И усвоение, и отрицание – таков характер литературного диалога Чехова с Лермонтовым. И кто знает – не было ли это тем, намеченным самим Лермонтовым «последующим развитием» нашей литературы, о котором сто с лишним лет назад писал Розанов?
Гоголевский год
Сколько раз Чехов перечитывал Гоголя, сказать трудно. Ясно, что гимназистом, ясно, что накануне создания «Степи» (в которой Чехов, по его словам, вторгся во владения «степного царя» Гоголя – П 2, 190) и «Иванова» (Иванов, писал Чехов критику, показан «готовым», как сложившийся характер, так же, как готовым взят и Хлестаков у Гоголя – И 3, 147).

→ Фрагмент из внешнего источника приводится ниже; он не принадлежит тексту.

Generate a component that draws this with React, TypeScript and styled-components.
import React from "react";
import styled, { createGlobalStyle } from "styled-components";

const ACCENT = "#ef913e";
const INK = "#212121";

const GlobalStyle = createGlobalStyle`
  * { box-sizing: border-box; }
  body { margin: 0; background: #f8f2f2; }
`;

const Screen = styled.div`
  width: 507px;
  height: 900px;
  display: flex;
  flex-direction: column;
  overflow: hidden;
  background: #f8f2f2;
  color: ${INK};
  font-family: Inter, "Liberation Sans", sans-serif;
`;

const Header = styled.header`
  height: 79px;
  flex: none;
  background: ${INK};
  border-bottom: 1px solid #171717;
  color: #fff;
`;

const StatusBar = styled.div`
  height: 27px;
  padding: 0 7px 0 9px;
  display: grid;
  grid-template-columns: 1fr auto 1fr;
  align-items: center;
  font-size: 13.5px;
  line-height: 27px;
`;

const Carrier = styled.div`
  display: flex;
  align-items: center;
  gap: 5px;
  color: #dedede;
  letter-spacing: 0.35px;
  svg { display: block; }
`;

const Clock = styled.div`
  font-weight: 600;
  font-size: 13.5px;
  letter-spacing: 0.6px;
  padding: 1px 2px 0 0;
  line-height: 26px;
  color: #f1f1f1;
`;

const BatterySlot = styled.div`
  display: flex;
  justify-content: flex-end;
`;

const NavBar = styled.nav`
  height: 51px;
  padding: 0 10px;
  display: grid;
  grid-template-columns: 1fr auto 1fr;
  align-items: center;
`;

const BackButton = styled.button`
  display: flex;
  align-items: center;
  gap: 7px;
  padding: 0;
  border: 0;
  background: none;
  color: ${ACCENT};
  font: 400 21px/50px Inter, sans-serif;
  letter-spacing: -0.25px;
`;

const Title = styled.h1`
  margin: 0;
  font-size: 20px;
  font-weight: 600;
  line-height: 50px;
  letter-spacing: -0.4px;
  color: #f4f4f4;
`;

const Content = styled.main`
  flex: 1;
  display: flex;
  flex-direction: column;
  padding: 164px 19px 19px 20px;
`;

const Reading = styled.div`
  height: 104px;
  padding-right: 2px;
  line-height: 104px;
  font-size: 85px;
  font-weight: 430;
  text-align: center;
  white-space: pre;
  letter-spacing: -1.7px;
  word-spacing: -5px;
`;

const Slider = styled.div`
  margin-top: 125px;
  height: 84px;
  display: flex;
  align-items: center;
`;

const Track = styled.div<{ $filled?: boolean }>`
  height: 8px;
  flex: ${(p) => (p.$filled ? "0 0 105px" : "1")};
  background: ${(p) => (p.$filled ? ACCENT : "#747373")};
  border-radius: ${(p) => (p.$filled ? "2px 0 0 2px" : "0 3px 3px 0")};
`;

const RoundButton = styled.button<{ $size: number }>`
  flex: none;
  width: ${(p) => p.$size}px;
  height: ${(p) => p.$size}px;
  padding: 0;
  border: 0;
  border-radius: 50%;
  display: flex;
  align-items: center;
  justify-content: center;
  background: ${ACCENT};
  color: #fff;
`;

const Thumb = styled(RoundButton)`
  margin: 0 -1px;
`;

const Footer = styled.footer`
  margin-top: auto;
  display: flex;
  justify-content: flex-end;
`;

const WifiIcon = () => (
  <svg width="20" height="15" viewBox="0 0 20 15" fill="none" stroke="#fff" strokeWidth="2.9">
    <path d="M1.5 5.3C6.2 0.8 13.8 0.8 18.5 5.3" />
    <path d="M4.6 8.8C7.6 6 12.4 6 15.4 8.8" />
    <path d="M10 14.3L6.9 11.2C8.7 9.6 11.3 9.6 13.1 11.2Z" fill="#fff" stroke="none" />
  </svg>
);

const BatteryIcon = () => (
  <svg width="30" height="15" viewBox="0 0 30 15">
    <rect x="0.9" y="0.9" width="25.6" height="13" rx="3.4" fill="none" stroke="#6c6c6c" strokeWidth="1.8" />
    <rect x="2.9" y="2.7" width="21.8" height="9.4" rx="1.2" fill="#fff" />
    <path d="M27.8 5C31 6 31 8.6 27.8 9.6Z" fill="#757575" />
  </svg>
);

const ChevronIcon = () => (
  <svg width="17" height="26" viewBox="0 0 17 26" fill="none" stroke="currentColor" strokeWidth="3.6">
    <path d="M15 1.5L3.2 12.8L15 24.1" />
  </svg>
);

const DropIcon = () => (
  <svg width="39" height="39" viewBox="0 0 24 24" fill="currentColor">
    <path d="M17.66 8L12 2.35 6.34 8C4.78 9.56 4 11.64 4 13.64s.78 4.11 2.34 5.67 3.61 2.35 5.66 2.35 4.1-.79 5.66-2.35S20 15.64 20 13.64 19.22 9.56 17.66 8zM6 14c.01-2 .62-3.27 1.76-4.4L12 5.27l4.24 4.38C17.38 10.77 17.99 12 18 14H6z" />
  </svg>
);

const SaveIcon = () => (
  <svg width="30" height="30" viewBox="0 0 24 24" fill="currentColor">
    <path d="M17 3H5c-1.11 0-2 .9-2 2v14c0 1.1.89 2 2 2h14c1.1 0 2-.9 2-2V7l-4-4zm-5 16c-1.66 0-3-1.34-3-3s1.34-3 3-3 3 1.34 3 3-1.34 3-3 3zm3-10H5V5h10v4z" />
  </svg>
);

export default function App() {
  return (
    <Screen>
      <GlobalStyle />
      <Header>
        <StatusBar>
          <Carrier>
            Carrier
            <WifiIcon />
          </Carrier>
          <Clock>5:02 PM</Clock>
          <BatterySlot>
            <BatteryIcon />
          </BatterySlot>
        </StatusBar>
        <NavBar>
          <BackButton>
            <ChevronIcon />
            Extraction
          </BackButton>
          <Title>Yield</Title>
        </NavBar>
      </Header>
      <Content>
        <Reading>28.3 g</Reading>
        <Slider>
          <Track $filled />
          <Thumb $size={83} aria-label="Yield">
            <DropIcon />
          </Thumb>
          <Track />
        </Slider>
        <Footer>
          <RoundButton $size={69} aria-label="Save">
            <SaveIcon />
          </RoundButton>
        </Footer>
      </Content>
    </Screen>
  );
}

Читая 7-й том писем Чехова – это 1897–1898 годы, – можно обратить внимание на то, что в этот период количество цитат из Гоголя, скрытых и явных, в письмах Чехова сильно увеличивается. Тут и «Коляска», и «Женитьба», и «Ревизор», и Коробочка, и Петух, и Елизавет Воробей, и Неуважай-Корыто. И даже – в шутливом отчете о пребывании в Ницце – словечко из лексикона Ноздрева: здесь «женщины – суперфлю» (И 7, 158)… Можно предположить, что как раз перед этим, где-то в первой четверти 1897 года, Чехов еще раз перечитывал Гоголя.

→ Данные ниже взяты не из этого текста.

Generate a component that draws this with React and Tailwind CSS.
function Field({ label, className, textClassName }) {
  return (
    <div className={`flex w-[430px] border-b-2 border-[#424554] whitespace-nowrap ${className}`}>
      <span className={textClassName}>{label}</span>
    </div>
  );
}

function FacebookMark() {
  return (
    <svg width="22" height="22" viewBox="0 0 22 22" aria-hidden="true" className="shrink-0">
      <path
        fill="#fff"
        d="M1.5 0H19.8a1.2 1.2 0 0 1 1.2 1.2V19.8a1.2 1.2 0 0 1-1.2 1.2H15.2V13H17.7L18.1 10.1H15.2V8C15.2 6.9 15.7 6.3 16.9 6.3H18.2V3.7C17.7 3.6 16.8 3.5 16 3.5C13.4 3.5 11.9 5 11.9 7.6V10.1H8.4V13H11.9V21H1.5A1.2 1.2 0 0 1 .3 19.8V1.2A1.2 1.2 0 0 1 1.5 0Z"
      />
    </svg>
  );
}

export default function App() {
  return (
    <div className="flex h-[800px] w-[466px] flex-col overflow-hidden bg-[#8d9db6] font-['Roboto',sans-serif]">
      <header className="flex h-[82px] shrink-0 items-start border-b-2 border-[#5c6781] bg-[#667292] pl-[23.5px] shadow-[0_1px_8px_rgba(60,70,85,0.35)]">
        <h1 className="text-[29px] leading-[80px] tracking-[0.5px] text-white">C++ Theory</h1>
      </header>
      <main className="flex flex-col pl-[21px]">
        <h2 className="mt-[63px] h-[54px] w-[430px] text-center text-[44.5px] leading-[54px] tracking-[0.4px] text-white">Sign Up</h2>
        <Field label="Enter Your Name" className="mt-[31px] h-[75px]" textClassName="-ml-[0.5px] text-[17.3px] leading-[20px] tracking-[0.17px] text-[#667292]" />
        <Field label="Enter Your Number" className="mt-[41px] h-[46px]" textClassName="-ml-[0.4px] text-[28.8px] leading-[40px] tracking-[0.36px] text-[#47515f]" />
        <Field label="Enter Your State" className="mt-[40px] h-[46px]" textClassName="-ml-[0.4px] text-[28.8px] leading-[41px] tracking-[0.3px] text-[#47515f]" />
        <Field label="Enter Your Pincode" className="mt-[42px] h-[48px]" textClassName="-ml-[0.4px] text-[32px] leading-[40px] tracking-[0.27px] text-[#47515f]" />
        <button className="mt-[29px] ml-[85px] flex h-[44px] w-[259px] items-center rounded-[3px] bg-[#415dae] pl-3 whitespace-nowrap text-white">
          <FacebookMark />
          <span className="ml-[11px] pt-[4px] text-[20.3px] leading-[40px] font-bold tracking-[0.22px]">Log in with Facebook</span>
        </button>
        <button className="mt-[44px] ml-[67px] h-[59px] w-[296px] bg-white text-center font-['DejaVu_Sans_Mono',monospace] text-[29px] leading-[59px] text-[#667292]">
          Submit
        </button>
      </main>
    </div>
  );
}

И это обращение к Гоголю не прошло бесследно для творчества Чехова следующего, 1898 года – для таких произведений, как «маленькая трилогия» и «Душечка».
Дело тут не в пресловутых литературных влияниях, не в заимствованиях. Чехов – один из самых независимых, самобытных художников. Но для всякого большого писателя наряду с действительностью биографической, в которой он живет, существует действительность литературы, прошлой и современной ему, с которой его произведения не могут не перекликаться. И маленькая трилогия Чехова – «Человек в футляре», «Крыжовник», «О любви» – многими корнями уходит в литературную почву, в произведения предшественников и современников Чехова – Гоголя, Тургенева, Толстого, Щедрина.